Currently under contract for a 3 bed upper/lower duplex. It was a FSBO listed around market rate, but I know if it went on MLS it would've gone for more. 3 bed duplexes are hard to find in my area to purchase and to rent, so demand is there.

During inspection the crack we were a little worried about in the foundation turned out to be a much bigger problem than anticipated. Entire basement leaks. Estimate to rebuild bowed wall, install interior drain tiles and sump pump, is $20k. It will also need a new driveway which is currently sloping towards the house, which is the reason for the bowed wall. 1950s home with original windows, but they work. Air conditioning units 30 years old, will need to be replaced soon. Roof will need to be replaced in the next couple years. Bathrooms are in rough condition, was planning on giving them a facelift.

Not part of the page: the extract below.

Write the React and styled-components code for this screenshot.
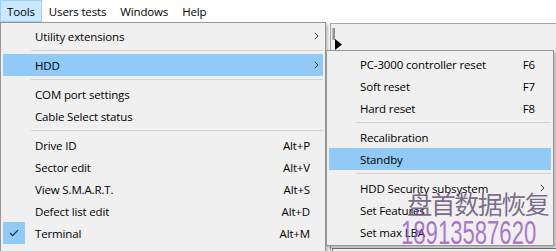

All in, I’m estimating $30k right away, and probably another $20k in the coming years.

Here are the numbers.

- purchase price $151k

- rent: $2200 total

- property taxes $4500

- insurance $800

- initial repairs $30k

- additional repairs $20k

- will be hiring property management company for 10% of rents

- setting aside 10% for repairs

- setting aside 20% for capex (future roof)

- cash flow $530/month

- cash on cash return with initial $30k in renovations is 9%

To me, the numbers work from a cash flow perspective. Where I’m getting caught up is that the property will not be worth the $200k I will have put into it total. I’m planning on buying and holding, not selling, but I still don’t know if it’s a bad move.

This would be our first rental property. But I don’t know if I should back out because of the unexpected $20k that came up from the inspection....

Thoughts? Is it a bad deal to put in more to the property than it’ll be worth, even though the cash flow is good?